Persiapan Perusahaan Asuransi Lainnya
Tidak hanya Generali Indonesia, PT Asuransi Cakrawala Proteksi Indonesia (ACPI) juga sudah bergerak cepat dalam menyambut regulasi baru ini. Menurut Wakil Presiden Direktur ACPI, Nicolaus Prawiro, perusahaan mereka sedang melengkapi ketentuan yang diatur oleh OJK. ACPI kini telah memiliki tim medis internal serta dokter perusahaan yang berkompeten di bidang kesehatan, hingga bekerja sama dengan pihak ketiga untuk melakukan pemantauan klaim yang lebih akurat dan efektif.
Terkait dengan kewajiban MAB dalam regulasi OJK, ACPI akan bekerja sama dengan organisasi profesi seperti Ikatan Dokter Indonesia (IDI) dan Persatuan Dokter Gigi Indonesia (PDGI) untuk mempersiapkan MAB perusahaan mereka. Selain itu, ACPI juga sedang mengembangkan layanan analisis klaim berbasis AI, seperti Optical Character Recognition (OCR), yang dapat mempercepat proses klaim sekaligus mendeteksi potensi fraud.

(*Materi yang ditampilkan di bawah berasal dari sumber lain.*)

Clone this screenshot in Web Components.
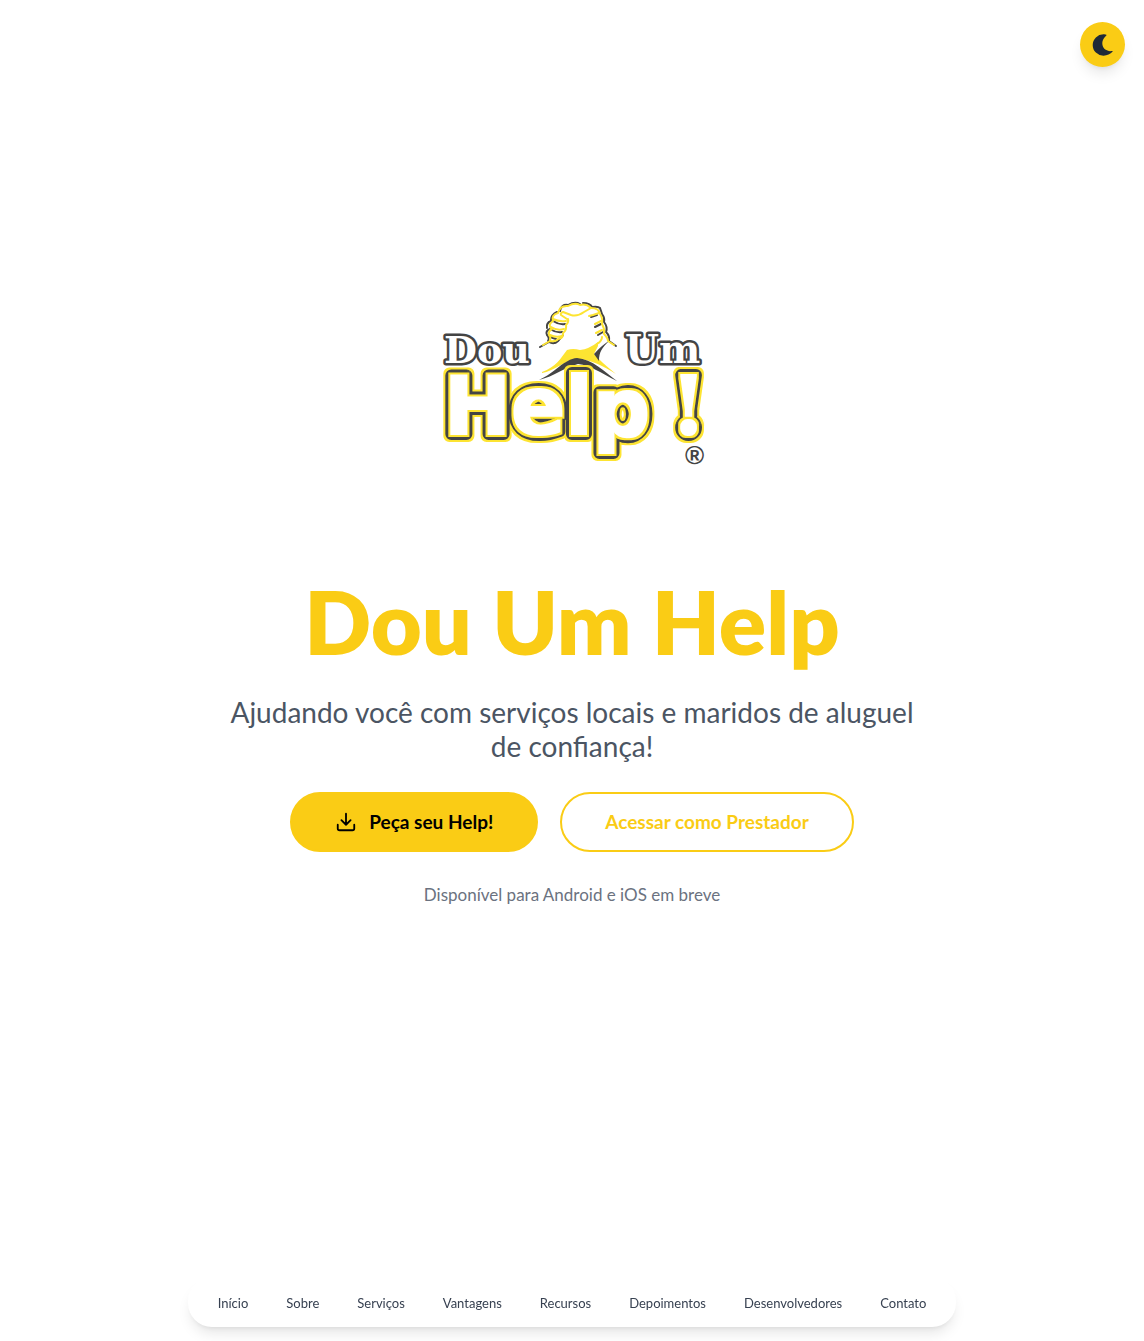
<!DOCTYPE html>
<html lang="pt-BR">
<head>
<meta charset="utf-8">
<meta name="viewport" content="width=device-width, initial-scale=1">
<title>Dou Um Help</title>
<style>
  body { margin: 0; background: #fff; font-family: Lato, "Open Sans", sans-serif; color: #4b5563; }
</style>
</head>
<body>
<help-page></help-page>
<script>
const define = (name, html, setup) => {
  const template = document.createElement('template');
  template.innerHTML = html;
  customElements.define(name, class extends HTMLElement {
    constructor() {
      super();
      this.attachShadow({ mode: 'open' }).append(template.content.cloneNode(true));
      if (setup) setup(this);
    }
  });
};

define('brand-logo', `
<style>
  :host { display: block; width: 276px; max-width: 100%; }
  svg { display: block; width: 100%; height: auto; overflow: visible; }
  text { font-family: "DejaVu Sans", sans-serif; font-weight: 700; fill: #fff; stroke: #444; stroke-linejoin: round; paint-order: stroke; }
  .small { font-family: "DejaVu Serif", serif; stroke-width: 5; }
  .big { stroke-width: 12; filter: url(#outline); }
  .bang { font-family: "DejaVu Serif", serif; }
  .mark { font-family: "Liberation Sans", sans-serif; fill: #444; stroke: none; }
</style>
<svg viewBox="434 298 276 172" role="img" aria-label="Dou Um Help!">
  <defs>
    <filter id="outline" x="-10%" y="-10%" width="120%" height="120%" color-interpolation-filters="sRGB">
      <feMorphology in="SourceAlpha" operator="dilate" radius="2" result="wide"/>
      <feFlood flood-color="#fde432"/>
      <feComposite in2="wide" operator="in" result="outer"/>
      <feColorMatrix in="SourceGraphic" values="0 0 0 0 1  0 0 0 0 1  0 0 0 0 1  1.4 0 0 0 -.4" result="face"/>
      <feMorphology in="face" operator="dilate" radius="3" result="faceWide"/>
      <feMorphology in="face" operator="dilate" radius="1" result="faceFat"/>
      <feFlood flood-color="#fde432"/>
      <feComposite in2="faceWide" operator="in" result="inner"/>
      <feMerge><feMergeNode in="outer"/><feMergeNode in="SourceGraphic"/><feMergeNode in="inner"/><feMergeNode in="faceFat"/></feMerge>
    </filter>
  </defs>
  <text class="small" x="444" y="363" font-size="38">Dou</text>
  <text class="small" x="625" y="363" font-size="39">Um</text>
  <path fill="#fde432" d="M542 372C556 367 561 358 567 350Q573 348 580 350Q589 349 598 342L598 346L594 354Q600 361 616 374C603 366 590 359 577 359C564 361 554 371 542 373Z"/>
  <path fill="#444" d="M539 380C555 373 564 359 577 358C592 359 605 372 617 381C600 373 591 365 578 364C563 368 555 376 539 380ZM594 354C599 349 601 346 609 341C602 348 599 352 599 361Z"/>
  <g fill="none" stroke-linecap="round" stroke-linejoin="round">
    <g stroke="#444" stroke-width="2">
      <path d="M540 347L549 342Q554 345 558 341L563 335M548 341Q550 338 547 335Q545 331 550 329M547 328Q546 323 551 321M551 320Q551 315 557 312M560 311Q561 304 568 305Q575 301 580 304"/>
      <path d="M583 303Q590 303 592 307Q598 306 600 308L602 314Q605 318 604 322Q608 327 606 332Q610 336 609 341L616 346"/>
      <path d="M553 321Q559 325 565 324M550 329Q556 333 562 332M550 337L556 339M591 317L597 315M595 327L601 324M598 335L603 332"/>
    </g>
    <g stroke="#fde432" stroke-width="2">
      <path d="M543 345L550 341Q556 342 558 339Q564 338 563 333Q567 330 566 325Q569 322 568 319"/>
      <path d="M550 340Q551 337 549 335Q548 331 552 329Q547 325 553 321Q551 315 558 313Q560 305 568 306Q575 302 580 305Q586 303 591 308L584 312Q577 317 571 315L563 312Q560 313 561 315L567 319"/>
      <path d="M553 319Q559 322 566 321M551 327Q557 331 564 329M550 335Q556 338 562 336M591 308Q599 308 600 314Q603 318 602 324Q605 329 604 334Q608 338 608 341L614 345"/>
      <path d="M593 315L599 313M595 324L601 321M596 333L602 330M589 316L593 315M602 337Q602 341 597 344"/>
    </g>
  </g>
  <text class="big" x="444" y="434" font-size="80">Hel<tspan y="436">p</tspan></text>
  <text class="big bang" x="671" y="434" font-size="80">!</text>
  <text class="mark" x="685" y="464" font-size="26">®</text>
</svg>`);

define('theme-toggle', `
<style>
  :host { display: block; position: fixed; top: 22px; right: 19px; z-index: 2; }
  button { display: grid; place-items: center; width: 45px; height: 45px; padding: 0; border: 0; border-radius: 50%; background: #facc15; color: #1f2937; box-shadow: 0 9px 14px -3px #0000001a, 0 4px 6px -4px #0000001a; cursor: pointer; }
  svg { width: 22px; height: 22px; }
</style>
<button type="button" aria-label="Alternar tema">
  <svg viewBox="0 0 22 22" aria-hidden="true"><path fill="currentColor" d="M14.4.8Q13.5.2 11.5.3A10.7 10.7 0 0 0 .7 11 10.7 10.7 0 0 0 11.5 21.7Q17 21.7 20.7 17.6 21 16.8 20 17C11 18.5 6.5 8 14.4 1.6Z"/></svg>
</button>`);

define('pill-button', `
<style>
  :host { display: block; }
  button { display: flex; align-items: center; justify-content: center; gap: 12px; box-sizing: border-box; width: 100%; min-height: 60px; padding: 0 43px; border: 2px solid #facc15; border-radius: 30px; background: #facc15; color: #000; font: 700 19px/28px Lato, sans-serif; cursor: pointer; }
  :host([outline]) button { background: transparent; color: #facc15; }
</style>
<button type="button"><slot name="icon"></slot><span><slot></slot></span></button>`);

define('nav-bar', `
<style>
  :host { display: flex; justify-content: center; position: fixed; left: 0; right: 0; bottom: 14px; z-index: 1; }
  nav { display: flex; flex-wrap: wrap; gap: 38px; padding: 16px 30px 14px; border-radius: 24px; background: #fff; box-shadow: 0 9px 14px -3px #0000001a, 0 4px 6px -4px #0000001a; }
  a { color: #374151; font-size: 13px; line-height: 19px; text-decoration: none; }
</style>
<nav></nav>`, host => {
  const nav = host.shadowRoot.querySelector('nav');
  for (const label of ['Início', 'Sobre', 'Serviços', 'Vantagens', 'Recursos', 'Depoimentos', 'Desenvolvedores', 'Contato']) {
    const link = document.createElement('a');
    link.href = '#' + label.toLowerCase();
    link.textContent = label;
    nav.append(link);
  }
});

define('help-page', `
<style>
  :host { display: block; }
  main { display: flex; flex-direction: column; align-items: center; justify-content: center; box-sizing: border-box; min-height: 100vh; padding: 20px 24px 156px; text-align: center; }
  h1 { margin: 106px 0 0; color: #facc15; font-size: 88px; font-weight: 800; line-height: 90px; }
  .lead { max-width: 720px; margin: 29px 0 0; font-size: 28px; line-height: 34px; }
  .actions { display: flex; flex-wrap: wrap; justify-content: center; gap: 22px; margin-top: 29px; }
  .note { margin: 30px 0 0; color: #6b7280; font-size: 17px; line-height: 26px; }
  .actions svg { display: block; width: 22px; height: 22px; }
</style>
<theme-toggle></theme-toggle>
<main>
  <brand-logo></brand-logo>
  <h1>Dou Um Help</h1>
  <p class="lead">Ajudando você com serviços locais e maridos de aluguel de confiança!</p>
  <div class="actions">
    <pill-button><svg slot="icon" viewBox="0 0 24 24" fill="none" stroke="currentColor" stroke-width="2" stroke-linecap="round" stroke-linejoin="round" aria-hidden="true"><path d="M3 15v4a2 2 0 0 0 2 2h14a2 2 0 0 0 2-2v-4M7 10l5 5 5-5M12 15V3"/></svg>Peça seu Help!</pill-button>
    <pill-button outline>Acessar como Prestador</pill-button>
  </div>
  <p class="note">Disponível para Android e iOS em breve</p>
</main>
<nav-bar></nav-bar>`);
</script>
</body>
</html>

Sistem Kolaborasi dengan Third Party Administrator (TPA)
Iwan Pasila, Deputi Komisioner Bidang Pengawasan Perasuransian, Penjaminan, dan Dana Pensiun OJK, menjelaskan bahwa perusahaan asuransi dapat bekerja sama dengan pihak ketiga, atau Third Party Administrator (TPA), untuk memenuhi ketentuan yang diwajibkan oleh regulasi ini. TPA merupakan entitas independen yang bekerja sama dengan perusahaan asuransi untuk mengelola administrasi dan klaim asuransi.
“Persyaratan fungsi ini wajib dimiliki oleh perusahaan asuransi yang ingin memasarkan asuransi kesehatan. Bagi yang tidak memiliki ketiga fungsi ini, dapat bekerja sama dengan perusahaan asuransi yang sudah memiliki atau dengan eksternal TPA yang memenuhi persyaratan ketiga fungsi ini,” jelas Iwan.